## start

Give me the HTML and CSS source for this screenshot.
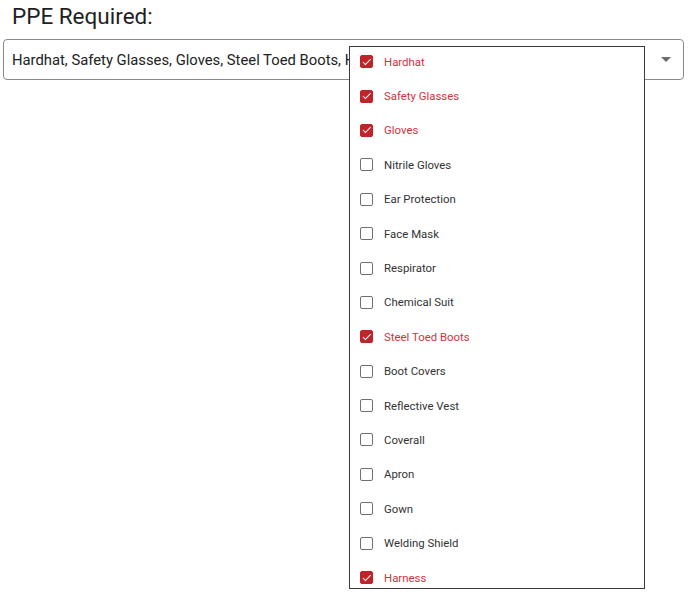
FILE: index.html
```html
<!DOCTYPE html>
<html>
<head>
<meta charset="utf-8">
<link rel="stylesheet" href="styles.css">
</head>
<body>
<div class="field">
  <label class="title">PPE Required:</label>
  <div class="select">
    <span class="value">Hardhat, Safety Glasses, Gloves, Steel Toed Boots, Harness</span>
    <span class="arrow"></span>
  </div>
  <ul class="menu">
    <li class="opt on"><span class="box"></span>Hardhat</li>
    <li class="opt on"><span class="box"></span>Safety Glasses</li>
    <li class="opt on"><span class="box"></span>Gloves</li>
    <li class="opt"><span class="box"></span>Nitrile Gloves</li>
    <li class="opt"><span class="box"></span>Ear Protection</li>
    <li class="opt"><span class="box"></span>Face Mask</li>
    <li class="opt"><span class="box"></span>Respirator</li>
    <li class="opt"><span class="box"></span>Chemical Suit</li>
    <li class="opt on"><span class="box"></span>Steel Toed Boots</li>
    <li class="opt"><span class="box"></span>Boot Covers</li>
    <li class="opt"><span class="box"></span>Reflective Vest</li>
    <li class="opt"><span class="box"></span>Coverall</li>
    <li class="opt"><span class="box"></span>Apron</li>
    <li class="opt"><span class="box"></span>Gown</li>
    <li class="opt"><span class="box"></span>Welding Shield</li>
    <li class="opt on"><span class="box"></span>Harness</li>
  </ul>
</div>
</body>
</html>
```
FILE: styles.css
```css
html, body {
  margin: 0;
  padding: 0;
  background: #fff;
  font-family: Roboto, "Liberation Sans", sans-serif;
  color: #222;
  min-height: 597px;
}
.field {
  position: relative;
  padding: 4px 4px 0 3px;
  height: 593px;
}
.title {
  display: block;
  font-size: 22.5px;
  line-height: 24px;
  padding-left: 9px;
  color: #1f1f1f;
}
.select {
  margin-top: 11px;
  height: 39px;
  border: 1px solid #8a8a8a;
  border-radius: 4px;
  display: flex;
  align-items: center;
  padding: 0 12px 0 8px;
  overflow: hidden;
}
.value {
  flex: 1;
  font-size: 14.8px;
  color: #222;
  white-space: nowrap;
  overflow: hidden;
}
.arrow {
  width: 0;
  height: 0;
  border-left: 5px solid transparent;
  border-right: 5px solid transparent;
  border-top: 5px solid #6b6b6b;
  margin-left: 8px;
}
.menu {
  position: absolute;
  left: 349px;
  top: 46px;
  width: 294px;
  height: 541px;
  margin: 0;
  padding: 0;
  list-style: none;
  border: 1px solid #3a3a3a;
  background: #fff;
  overflow: hidden;
  display: flex;
  flex-direction: column;
}
.opt {
  height: 34.4px;
  flex: none;
  display: flex;
  align-items: center;
  padding-left: 10px;
  font-size: 11.4px;
  color: #333;
}
.opt:first-child {
  margin-top: -2.5px;
}
.box {
  width: 11px;
  height: 11px;
  border: 1.5px solid #707070;
  border-radius: 2px;
  margin-right: 11px;
  flex: none;
  position: relative;
}
.opt.on {
  color: #d0343b;
}
.opt.on .box {
  background: #c1232b;
  border-color: #c1232b;
}
.opt.on .box::after {
  content: "";
  position: absolute;
  left: 3.5px;
  top: 0.5px;
  width: 3px;
  height: 6.5px;
  border-right: 1.6px solid #fff;
  border-bottom: 1.6px solid #fff;
  transform: rotate(45deg);
}
```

## end

- [Job] Images should not appear in the copy; retype the listing above exactly.

- [Written reply]
Give me the HTML and CSS source for this screenshot.
FILE: index.html
```html
<!DOCTYPE html>
<html>
<head>
<meta charset="utf-8">
<link rel="stylesheet" href="styles.css">
</head>
<body>
<div class="field">
  <label class="title">PPE Required:</label>
  <div class="select">
    <span class="value">Hardhat, Safety Glasses, Gloves, Steel Toed Boots, Harness</span>
    <span class="arrow"></span>
  </div>
  <ul class="menu">
    <li class="opt on"><span class="box"></span>Hardhat</li>
    <li class="opt on"><span class="box"></span>Safety Glasses</li>
    <li class="opt on"><span class="box"></span>Gloves</li>
    <li class="opt"><span class="box"></span>Nitrile Gloves</li>
    <li class="opt"><span class="box"></span>Ear Protection</li>
    <li class="opt"><span class="box"></span>Face Mask</li>
    <li class="opt"><span class="box"></span>Respirator</li>
    <li class="opt"><span class="box"></span>Chemical Suit</li>
    <li class="opt on"><span class="box"></span>Steel Toed Boots</li>
    <li class="opt"><span class="box"></span>Boot Covers</li>
    <li class="opt"><span class="box"></span>Reflective Vest</li>
    <li class="opt"><span class="box"></span>Coverall</li>
    <li class="opt"><span class="box"></span>Apron</li>
    <li class="opt"><span class="box"></span>Gown</li>
    <li class="opt"><span class="box"></span>Welding Shield</li>
    <li class="opt on"><span class="box"></span>Harness</li>
  </ul>
</div>
</body>
</html>
```
FILE: styles.css
```css
html, body {
  margin: 0;
  padding: 0;
  background: #fff;
  font-family: Roboto, "Liberation Sans", sans-serif;
  color: #222;
  min-height: 597px;
}
.field {
  position: relative;
  padding: 4px 4px 0 3px;
  height: 593px;
}
.title {
  display: block;
  font-size: 22.5px;
  line-height: 24px;
  padding-left: 9px;
  color: #1f1f1f;
}
.select {
  margin-top: 11px;
  height: 39px;
  border: 1px solid #8a8a8a;
  border-radius: 4px;
  display: flex;
  align-items: center;
  padding: 0 12px 0 8px;
  overflow: hidden;
}
.value {
  flex: 1;
  font-size: 14.8px;
  color: #222;
  white-space: nowrap;
  overflow: hidden;
}
.arrow {
  width: 0;
  height: 0;
  border-left: 5px solid transparent;
  border-right: 5px solid transparent;
  border-top: 5px solid #6b6b6b;
  margin-left: 8px;
}
.menu {
  position: absolute;
  left: 349px;
  top: 46px;
  width: 294px;
  height: 541px;
  margin: 0;
  padding: 0;
  list-style: none;
  border: 1px solid #3a3a3a;
  background: #fff;
  overflow: hidden;
  display: flex;
  flex-direction: column;
}
.opt {
  height: 34.4px;
  flex: none;
  display: flex;
  align-items: center;
  padding-left: 10px;
  font-size: 11.4px;
  color: #333;
}
.opt:first-child {
  margin-top: -2.5px;
}
.box {
  width: 11px;
  height: 11px;
  border: 1.5px solid #707070;
  border-radius: 2px;
  margin-right: 11px;
  flex: none;
  position: relative;
}
.opt.on {
  color: #d0343b;
}
.opt.on .box {
  background: #c1232b;
  border-color: #c1232b;
}
.opt.on .box::after {
  content: "";
  position: absolute;
  left: 3.5px;
  top: 0.5px;
  width: 3px;
  height: 6.5px;
  border-right: 1.6px solid #fff;
  border-bottom: 1.6px solid #fff;
  transform: rotate(45deg);
}
```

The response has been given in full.